HILL AIR FORCE BASE, Utah -- (This feature is part of a Hill Air Force Base 80th anniversary series. These articles will feature the base’s historical innovations and achievements, and will highlight mission platforms that have been operated and supported throughout the decades.)
On Jan. 12, 1940, officials from the Ogden Chamber of Commerce, other civic groups, and the nearby Ogden Ordnance Depot gathered in a swirling snowstorm to participate in ground-breaking ceremonies at the newly developing Hill Field. The event marked the beginning of Works Progress Administration excavations for the first two buildings at the fledgling Ogden Air Depot. The project included construction of a quartermaster warehouse and commissary, and a quartermaster garage and shops.
Hill Air Force Base traces much of its founding to 1934. Successful operation of a temporary Air Corps depot in Salt Lake City to support airmail operations focused the attention of senior military and civilian leaders to Northern Utah as a possible site for a permanent air depot. Later, representatives from the Ogden Chamber of Commerce, together with most of Utah’s congressional delegation, promoted the advantages of locating an air depot in this area, which included good year-round flying weather, excellent climate for both aircraft maintenance and materiel storage, established rail and highway transportation center, adequate land, water, power, and manpower, and a strategic location inland for protection from possible enemy coastal attack.
As a result, in July 1934, the Air Corps Materiel Division, now Headquarters Air Force Materiel Command, recommended that its prospective “Rocky Mountain Air Depot” be located in this area. The Wilcox Act of August 1935 authorized site selection and construction of seven permanent Air Corps stations, one of which was to be the maintenance depot in the western region.
This action prompted the Ogden Chamber of Commerce to take options on several thousand acres of land in Davis County in 1936, eventually donating several hundred acres to the United States government. By April 1939, the United States government had acquired nearly 3,000 acres of land held in escrow by the Ogden Chamber of Commerce as a site for the Ogden Air Depot (the forerunner of the Ogden Air Logistics Complex). The Military Appropriations Bill for Fiscal Year 1940, passed by the United States Congress in June 1939, included $8 million for construction of an air depot near Ogden, Utah.
On Dec. 1 1939, Air Corps General “Hap” Arnold informed the Ogden Chamber of Commerce that the name of the site for the new depot was Hill Field in honor of Maj. Ployer P. Hill, an early Air Corps Materiel Division pilot who lost his life in 1935 at Wright Field, Ohio, while testing the Boeing Model 299 aircraft, a pre-production demonstrator of the famous B-17 bomber.

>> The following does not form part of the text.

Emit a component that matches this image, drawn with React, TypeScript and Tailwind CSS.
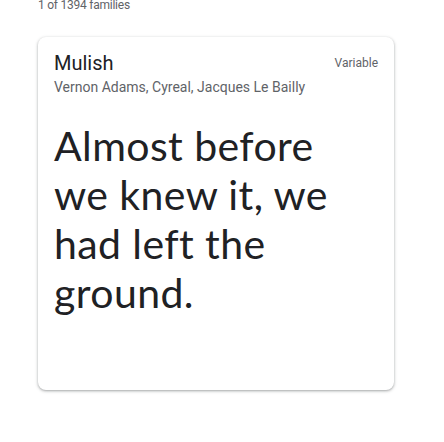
import React from "react";

export default function App() {
  return (
    <div className="w-[444px] h-[442px] bg-white overflow-hidden" style={{ fontFamily: "Roboto, 'Liberation Sans', sans-serif" }}>
      <div className="pl-[38px] -mt-[3px] text-[12px] leading-[16px] tracking-[-0.02em] text-[#5f6368]">1 of 1394 families</div>
      <div className="ml-[38px] mt-[24px] w-[356px] h-[353px] rounded-[8px] bg-white shadow-[0_1px_2px_0_rgba(60,64,67,0.3),0_1px_3px_1px_rgba(60,64,67,0.15)] px-[16px] pt-[12px]">
        <div className="flex items-start justify-between">
          <div className="text-[20px] leading-[28px] text-[#202124]">Mulish</div>
          <div className="text-[12px] leading-[20px] mt-[4px] text-[#5f6368]">Variable</div>
        </div>
        <div className="text-[14px] leading-[20px] text-[#5f6368]">Vernon Adams, Cyreal, Jacques Le Bailly</div>
        <div className="mt-[24px] w-[300px] text-[41px] leading-[49px] tracking-[0.01em] text-[#202124]" style={{ fontFamily: "Lato, 'Open Sans', sans-serif" }}>
          Almost before we knew it, we had left the ground.
        </div>
      </div>
    </div>
  );
}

Col. Morris Berman, the first commanding officer of the Ogden Air Depot, began his four-year tour of duty at Hill Field on Nov. 7, 1940, marking the formal activation of the installation’s depot and supply workload. Soon after, the second officer assigned to the Ogden Air Depot arrived along with the first civilian employee and enlisted Army Air Forces personnel. From this humble beginning, depot strength quickly grew to a World War II peak of over 20,000 civilian and military personnel.